» **Your goal**
All the records that follow need to be reproduced exactly. Omit the images.

Stored items from a collection
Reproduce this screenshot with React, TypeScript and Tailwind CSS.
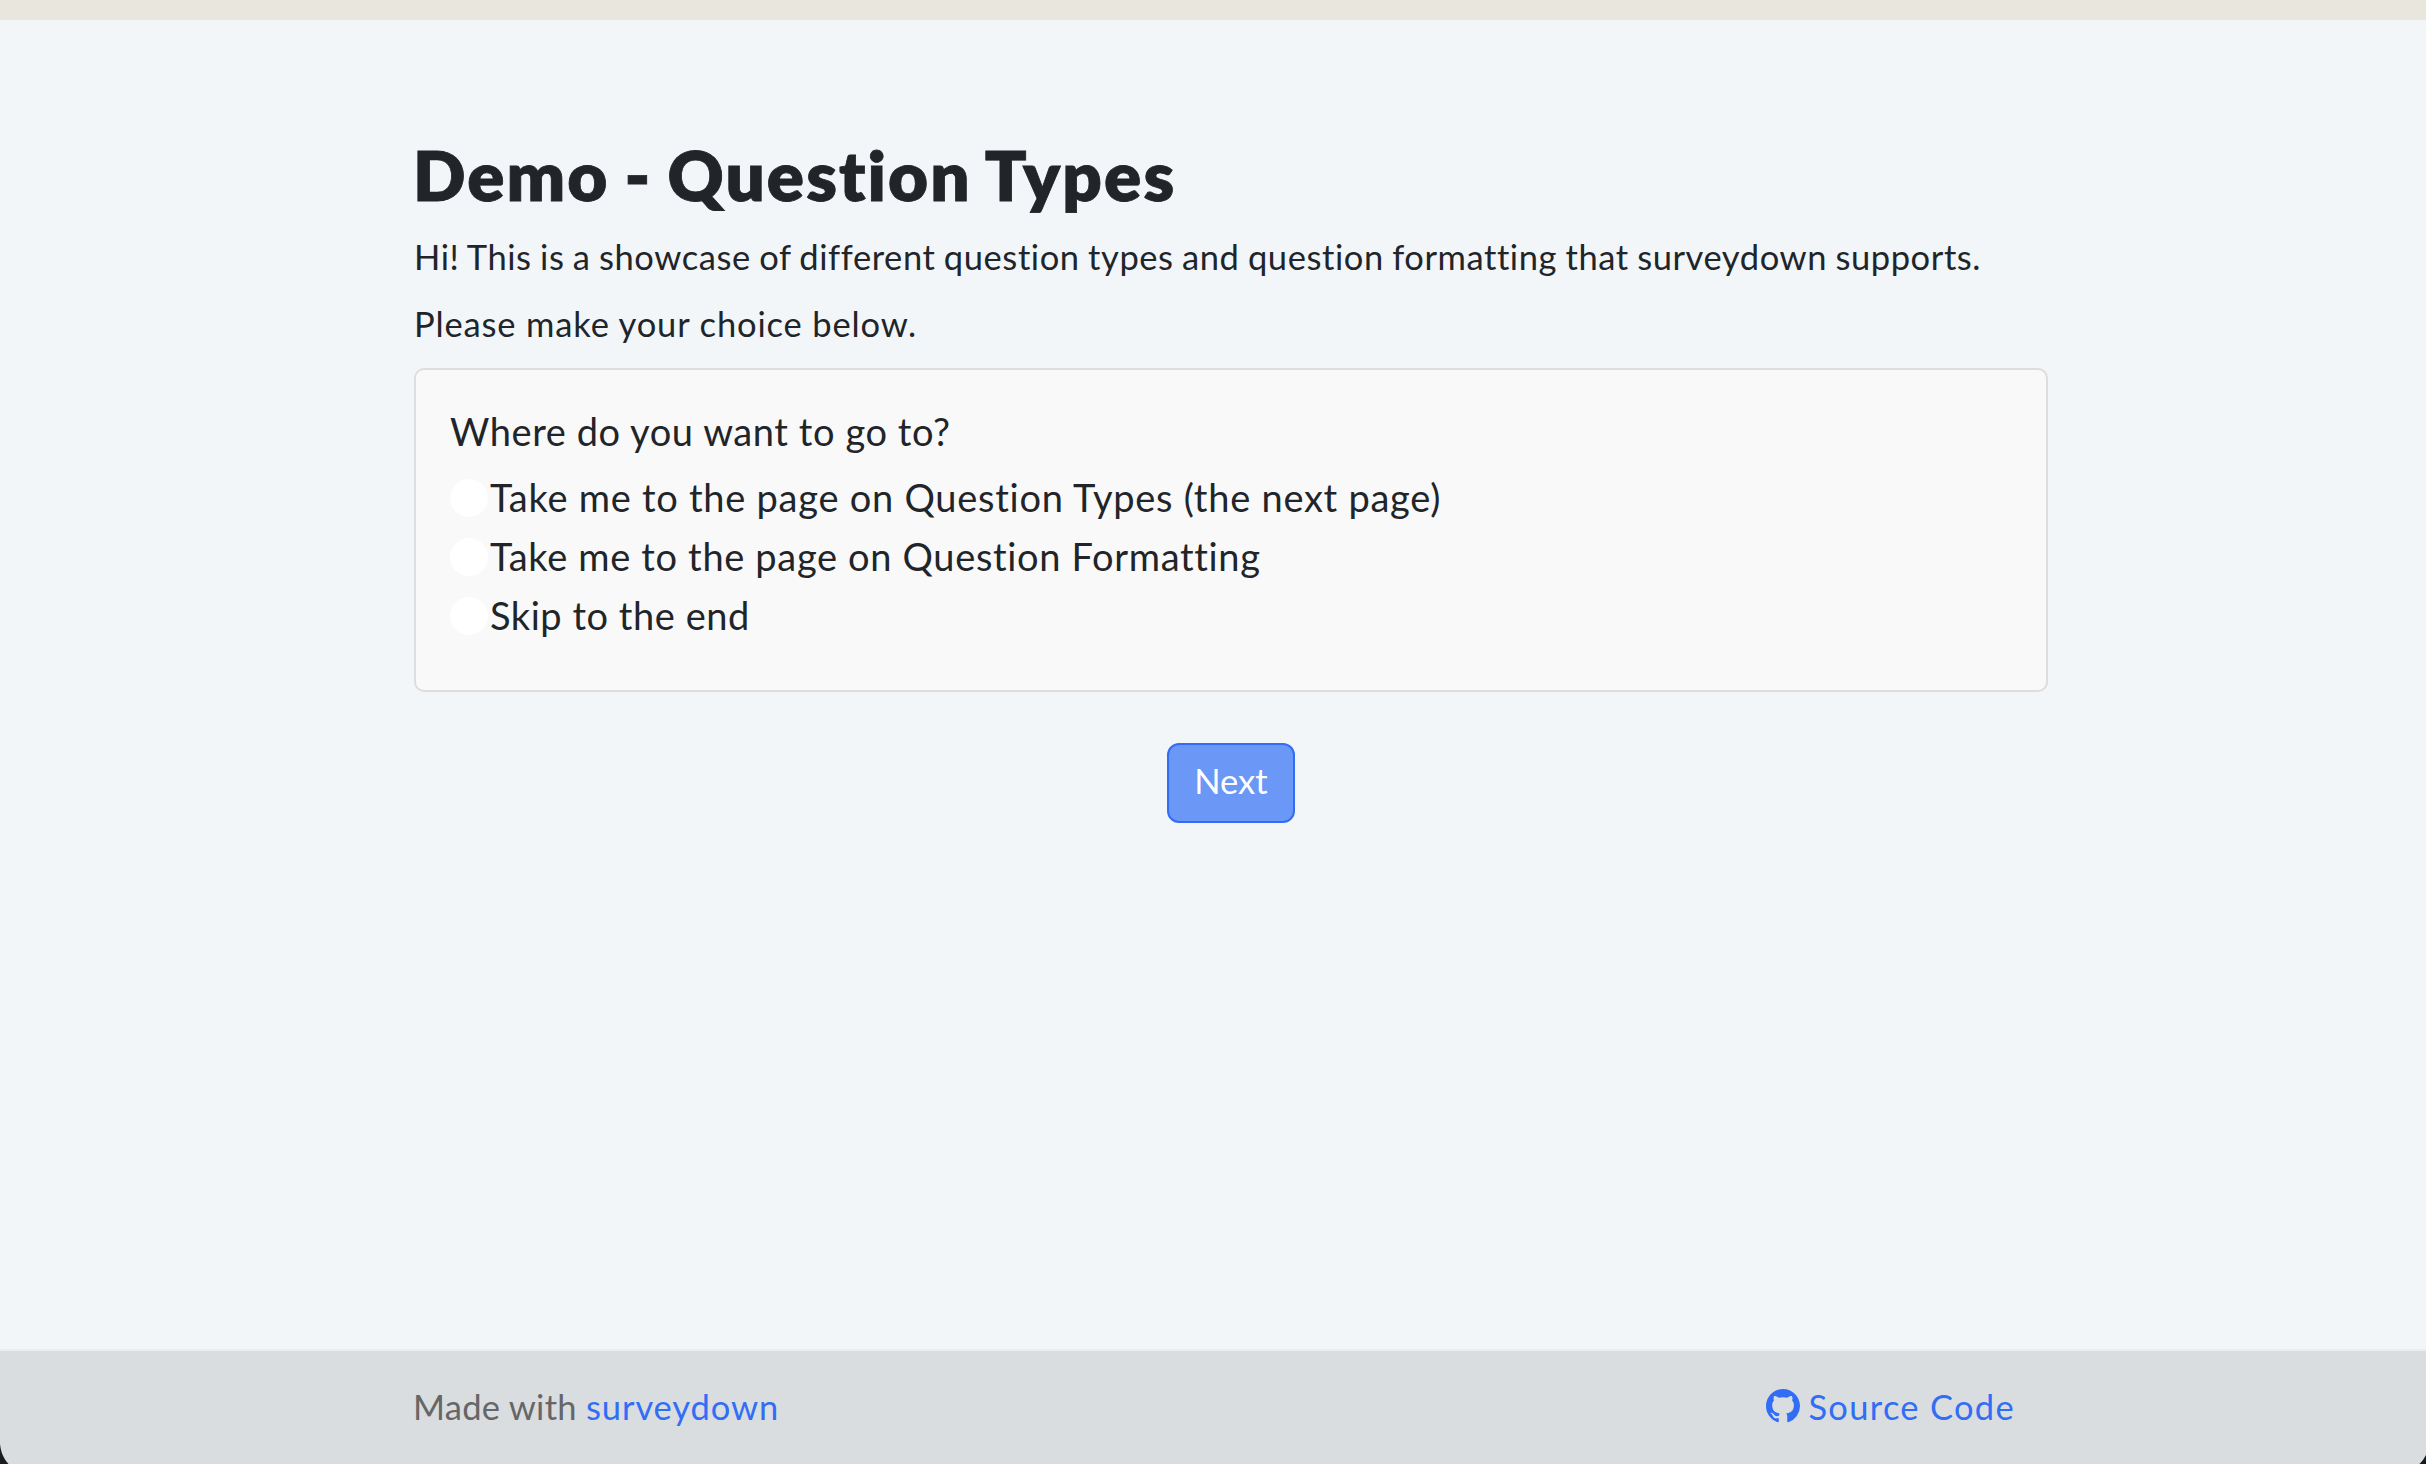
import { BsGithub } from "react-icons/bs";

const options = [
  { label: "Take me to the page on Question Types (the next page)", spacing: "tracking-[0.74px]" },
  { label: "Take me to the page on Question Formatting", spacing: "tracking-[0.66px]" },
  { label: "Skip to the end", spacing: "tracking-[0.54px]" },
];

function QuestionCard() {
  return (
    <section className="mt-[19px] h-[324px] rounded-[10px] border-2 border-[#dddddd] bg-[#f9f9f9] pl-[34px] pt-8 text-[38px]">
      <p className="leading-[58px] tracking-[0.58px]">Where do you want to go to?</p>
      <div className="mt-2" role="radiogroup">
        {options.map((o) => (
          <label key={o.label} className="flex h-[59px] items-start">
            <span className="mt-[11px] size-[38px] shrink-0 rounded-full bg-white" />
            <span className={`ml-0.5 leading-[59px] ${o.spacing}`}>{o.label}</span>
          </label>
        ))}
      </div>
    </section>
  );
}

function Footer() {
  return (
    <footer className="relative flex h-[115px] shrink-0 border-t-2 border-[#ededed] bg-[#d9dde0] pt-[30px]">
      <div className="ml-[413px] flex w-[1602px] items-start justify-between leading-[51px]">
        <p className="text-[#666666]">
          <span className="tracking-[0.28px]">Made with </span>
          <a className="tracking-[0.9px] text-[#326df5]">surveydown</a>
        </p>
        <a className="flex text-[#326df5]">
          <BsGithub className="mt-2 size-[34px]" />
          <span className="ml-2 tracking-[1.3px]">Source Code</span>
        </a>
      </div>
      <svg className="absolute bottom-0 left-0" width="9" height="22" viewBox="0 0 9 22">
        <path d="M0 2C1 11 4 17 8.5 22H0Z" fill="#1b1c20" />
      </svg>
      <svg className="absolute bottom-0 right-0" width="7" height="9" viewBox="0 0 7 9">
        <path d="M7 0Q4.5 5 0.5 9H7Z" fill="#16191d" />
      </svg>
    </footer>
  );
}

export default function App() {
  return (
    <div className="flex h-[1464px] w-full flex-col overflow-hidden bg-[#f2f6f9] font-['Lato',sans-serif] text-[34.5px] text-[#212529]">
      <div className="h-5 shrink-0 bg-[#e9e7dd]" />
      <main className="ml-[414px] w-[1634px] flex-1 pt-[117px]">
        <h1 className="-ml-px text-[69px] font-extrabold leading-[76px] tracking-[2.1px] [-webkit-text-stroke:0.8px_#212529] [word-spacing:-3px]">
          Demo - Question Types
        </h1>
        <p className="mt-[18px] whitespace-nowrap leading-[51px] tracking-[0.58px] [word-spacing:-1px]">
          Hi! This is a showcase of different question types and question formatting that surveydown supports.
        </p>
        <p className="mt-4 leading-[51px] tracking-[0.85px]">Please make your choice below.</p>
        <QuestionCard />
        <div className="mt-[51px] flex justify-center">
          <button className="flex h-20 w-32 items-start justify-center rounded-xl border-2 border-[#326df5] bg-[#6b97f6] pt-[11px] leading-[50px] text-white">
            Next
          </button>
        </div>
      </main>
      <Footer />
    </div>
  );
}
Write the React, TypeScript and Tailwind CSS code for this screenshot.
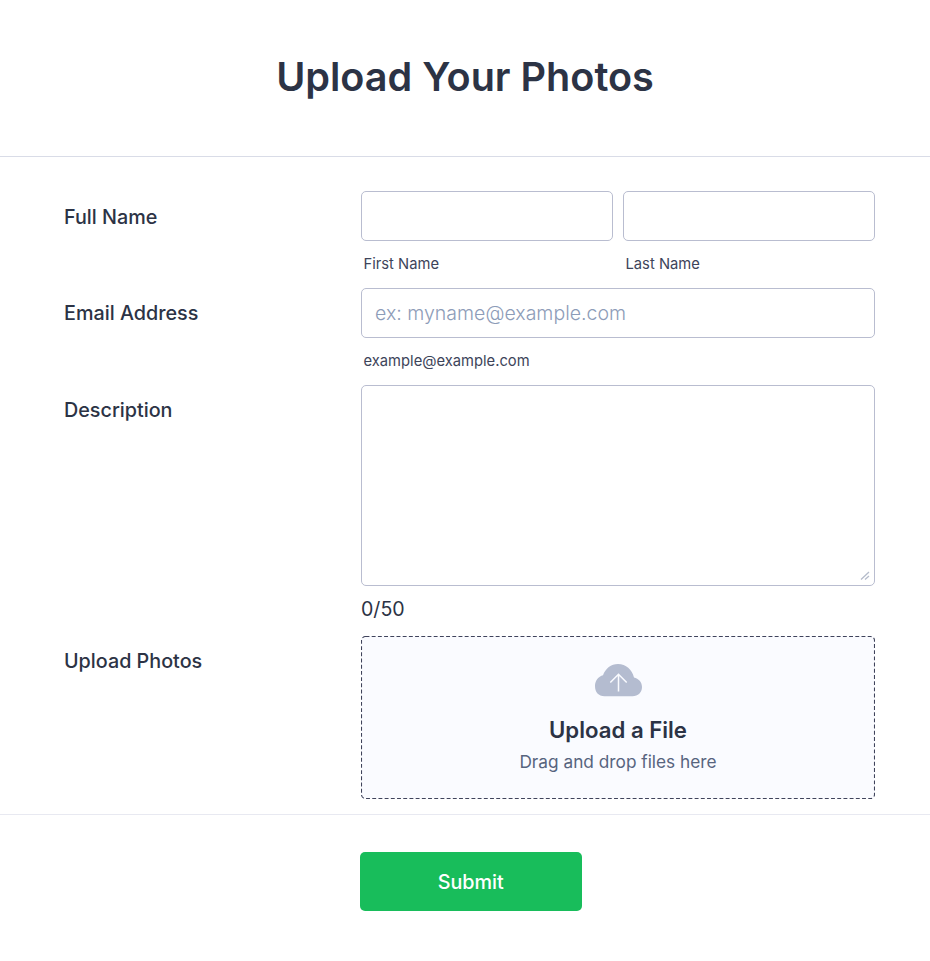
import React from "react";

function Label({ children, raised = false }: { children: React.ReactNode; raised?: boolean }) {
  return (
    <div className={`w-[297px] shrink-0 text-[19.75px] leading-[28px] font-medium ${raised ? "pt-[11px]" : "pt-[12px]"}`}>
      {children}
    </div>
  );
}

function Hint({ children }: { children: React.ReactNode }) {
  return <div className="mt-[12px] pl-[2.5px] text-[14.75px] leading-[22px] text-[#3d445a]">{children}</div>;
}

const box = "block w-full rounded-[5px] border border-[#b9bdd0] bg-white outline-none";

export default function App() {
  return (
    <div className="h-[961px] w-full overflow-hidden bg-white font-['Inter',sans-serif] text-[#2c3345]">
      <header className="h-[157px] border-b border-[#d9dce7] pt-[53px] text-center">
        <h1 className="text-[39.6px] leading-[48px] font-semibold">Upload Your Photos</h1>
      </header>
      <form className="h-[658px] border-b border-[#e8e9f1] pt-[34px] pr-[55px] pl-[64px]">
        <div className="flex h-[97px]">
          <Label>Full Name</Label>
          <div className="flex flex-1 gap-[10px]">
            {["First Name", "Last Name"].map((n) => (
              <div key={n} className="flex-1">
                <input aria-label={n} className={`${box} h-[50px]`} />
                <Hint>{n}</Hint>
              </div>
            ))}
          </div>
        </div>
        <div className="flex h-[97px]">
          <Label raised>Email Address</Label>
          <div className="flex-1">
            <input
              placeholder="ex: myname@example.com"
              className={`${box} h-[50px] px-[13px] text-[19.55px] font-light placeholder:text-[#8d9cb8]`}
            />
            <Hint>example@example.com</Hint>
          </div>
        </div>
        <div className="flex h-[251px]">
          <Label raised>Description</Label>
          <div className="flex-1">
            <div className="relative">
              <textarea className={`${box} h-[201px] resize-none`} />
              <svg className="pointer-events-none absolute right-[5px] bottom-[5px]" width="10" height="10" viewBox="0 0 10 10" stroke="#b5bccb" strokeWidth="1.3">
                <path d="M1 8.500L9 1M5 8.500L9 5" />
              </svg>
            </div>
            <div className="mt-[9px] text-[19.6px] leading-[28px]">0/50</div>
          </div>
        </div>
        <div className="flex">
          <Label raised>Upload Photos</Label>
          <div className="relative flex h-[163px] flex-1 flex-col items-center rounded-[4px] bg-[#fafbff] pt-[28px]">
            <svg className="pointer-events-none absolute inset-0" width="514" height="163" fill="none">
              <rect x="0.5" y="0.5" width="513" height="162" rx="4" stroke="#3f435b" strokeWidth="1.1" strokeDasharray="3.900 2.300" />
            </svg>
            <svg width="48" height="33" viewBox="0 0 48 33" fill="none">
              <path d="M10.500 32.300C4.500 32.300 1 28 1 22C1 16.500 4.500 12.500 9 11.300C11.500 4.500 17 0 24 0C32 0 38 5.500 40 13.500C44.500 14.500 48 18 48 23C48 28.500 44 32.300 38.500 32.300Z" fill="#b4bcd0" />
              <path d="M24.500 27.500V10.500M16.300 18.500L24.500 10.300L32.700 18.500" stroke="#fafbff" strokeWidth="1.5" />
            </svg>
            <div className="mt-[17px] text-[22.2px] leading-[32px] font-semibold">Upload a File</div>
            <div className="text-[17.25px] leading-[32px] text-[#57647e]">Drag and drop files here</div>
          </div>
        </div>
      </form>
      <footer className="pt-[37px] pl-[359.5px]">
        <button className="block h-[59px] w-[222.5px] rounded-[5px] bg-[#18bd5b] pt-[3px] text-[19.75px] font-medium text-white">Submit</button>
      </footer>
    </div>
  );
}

» **Written response**
Reproduce this screenshot with React, TypeScript and Tailwind CSS.
import { BsGithub } from "react-icons/bs";

const options = [
  { label: "Take me to the page on Question Types (the next page)", spacing: "tracking-[0.74px]" },
  { label: "Take me to the page on Question Formatting", spacing: "tracking-[0.66px]" },
  { label: "Skip to the end", spacing: "tracking-[0.54px]" },
];

function QuestionCard() {
  return (
    <section className="mt-[19px] h-[324px] rounded-[10px] border-2 border-[#dddddd] bg-[#f9f9f9] pl-[34px] pt-8 text-[38px]">
      <p className="leading-[58px] tracking-[0.58px]">Where do you want to go to?</p>
      <div className="mt-2" role="radiogroup">
        {options.map((o) => (
          <label key={o.label} className="flex h-[59px] items-start">
            <span className="mt-[11px] size-[38px] shrink-0 rounded-full bg-white" />
            <span className={`ml-0.5 leading-[59px] ${o.spacing}`}>{o.label}</span>
          </label>
        ))}
      </div>
    </section>
  );
}

function Footer() {
  return (
    <footer className="relative flex h-[115px] shrink-0 border-t-2 border-[#ededed] bg-[#d9dde0] pt-[30px]">
      <div className="ml-[413px] flex w-[1602px] items-start justify-between leading-[51px]">
        <p className="text-[#666666]">
          <span className="tracking-[0.28px]">Made with </span>
          <a className="tracking-[0.9px] text-[#326df5]">surveydown</a>
        </p>
        <a className="flex text-[#326df5]">
          <BsGithub className="mt-2 size-[34px]" />
          <span className="ml-2 tracking-[1.3px]">Source Code</span>
        </a>
      </div>
      <svg className="absolute bottom-0 left-0" width="9" height="22" viewBox="0 0 9 22">
        <path d="M0 2C1 11 4 17 8.5 22H0Z" fill="#1b1c20" />
      </svg>
      <svg className="absolute bottom-0 right-0" width="7" height="9" viewBox="0 0 7 9">
        <path d="M7 0Q4.5 5 0.5 9H7Z" fill="#16191d" />
      </svg>
    </footer>
  );
}

export default function App() {
  return (
    <div className="flex h-[1464px] w-full flex-col overflow-hidden bg-[#f2f6f9] font-['Lato',sans-serif] text-[34.5px] text-[#212529]">
      <div className="h-5 shrink-0 bg-[#e9e7dd]" />
      <main className="ml-[414px] w-[1634px] flex-1 pt-[117px]">
        <h1 className="-ml-px text-[69px] font-extrabold leading-[76px] tracking-[2.1px] [-webkit-text-stroke:0.8px_#212529] [word-spacing:-3px]">
          Demo - Question Types
        </h1>
        <p className="mt-[18px] whitespace-nowrap leading-[51px] tracking-[0.58px] [word-spacing:-1px]">
          Hi! This is a showcase of different question types and question formatting that surveydown supports.
        </p>
        <p className="mt-4 leading-[51px] tracking-[0.85px]">Please make your choice below.</p>
        <QuestionCard />
        <div className="mt-[51px] flex justify-center">
          <button className="flex h-20 w-32 items-start justify-center rounded-xl border-2 border-[#326df5] bg-[#6b97f6] pt-[11px] leading-[50px] text-white">
            Next
          </button>
        </div>
      </main>
      <Footer />
    </div>
  );
}
Write the React, TypeScript and Tailwind CSS code for this screenshot.
import React from "react";

function Label({ children, raised = false }: { children: React.ReactNode; raised?: boolean }) {
  return (
    <div className={`w-[297px] shrink-0 text-[19.75px] leading-[28px] font-medium ${raised ? "pt-[11px]" : "pt-[12px]"}`}>
      {children}
    </div>
  );
}

function Hint({ children }: { children: React.ReactNode }) {
  return <div className="mt-[12px] pl-[2.5px] text-[14.75px] leading-[22px] text-[#3d445a]">{children}</div>;
}

const box = "block w-full rounded-[5px] border border-[#b9bdd0] bg-white outline-none";

export default function App() {
  return (
    <div className="h-[961px] w-full overflow-hidden bg-white font-['Inter',sans-serif] text-[#2c3345]">
      <header className="h-[157px] border-b border-[#d9dce7] pt-[53px] text-center">
        <h1 className="text-[39.6px] leading-[48px] font-semibold">Upload Your Photos</h1>
      </header>
      <form className="h-[658px] border-b border-[#e8e9f1] pt-[34px] pr-[55px] pl-[64px]">
        <div className="flex h-[97px]">
          <Label>Full Name</Label>
          <div className="flex flex-1 gap-[10px]">
            {["First Name", "Last Name"].map((n) => (
              <div key={n} className="flex-1">
                <input aria-label={n} className={`${box} h-[50px]`} />
                <Hint>{n}</Hint>
              </div>
            ))}
          </div>
        </div>
        <div className="flex h-[97px]">
          <Label raised>Email Address</Label>
          <div className="flex-1">
            <input
              placeholder="ex: myname@example.com"
              className={`${box} h-[50px] px-[13px] text-[19.55px] font-light placeholder:text-[#8d9cb8]`}
            />
            <Hint>example@example.com</Hint>
          </div>
        </div>
        <div className="flex h-[251px]">
          <Label raised>Description</Label>
          <div className="flex-1">
            <div className="relative">
              <textarea className={`${box} h-[201px] resize-none`} />
              <svg className="pointer-events-none absolute right-[5px] bottom-[5px]" width="10" height="10" viewBox="0 0 10 10" stroke="#b5bccb" strokeWidth="1.3">
                <path d="M1 8.500L9 1M5 8.500L9 5" />
              </svg>
            </div>
            <div className="mt-[9px] text-[19.6px] leading-[28px]">0/50</div>
          </div>
        </div>
        <div className="flex">
          <Label raised>Upload Photos</Label>
          <div className="relative flex h-[163px] flex-1 flex-col items-center rounded-[4px] bg-[#fafbff] pt-[28px]">
            <svg className="pointer-events-none absolute inset-0" width="514" height="163" fill="none">
              <rect x="0.5" y="0.5" width="513" height="162" rx="4" stroke="#3f435b" strokeWidth="1.1" strokeDasharray="3.900 2.300" />
            </svg>
            <svg width="48" height="33" viewBox="0 0 48 33" fill="none">
              <path d="M10.500 32.300C4.500 32.300 1 28 1 22C1 16.500 4.500 12.500 9 11.300C11.500 4.500 17 0 24 0C32 0 38 5.500 40 13.500C44.500 14.500 48 18 48 23C48 28.500 44 32.300 38.500 32.300Z" fill="#b4bcd0" />
              <path d="M24.500 27.500V10.500M16.300 18.500L24.500 10.300L32.700 18.500" stroke="#fafbff" strokeWidth="1.5" />
            </svg>
            <div className="mt-[17px] text-[22.2px] leading-[32px] font-semibold">Upload a File</div>
            <div className="text-[17.25px] leading-[32px] text-[#57647e]">Drag and drop files here</div>
          </div>
        </div>
      </form>
      <footer className="pt-[37px] pl-[359.5px]">
        <button className="block h-[59px] w-[222.5px] rounded-[5px] bg-[#18bd5b] pt-[3px] text-[19.75px] font-medium text-white">Submit</button>
      </footer>
    </div>
  );
}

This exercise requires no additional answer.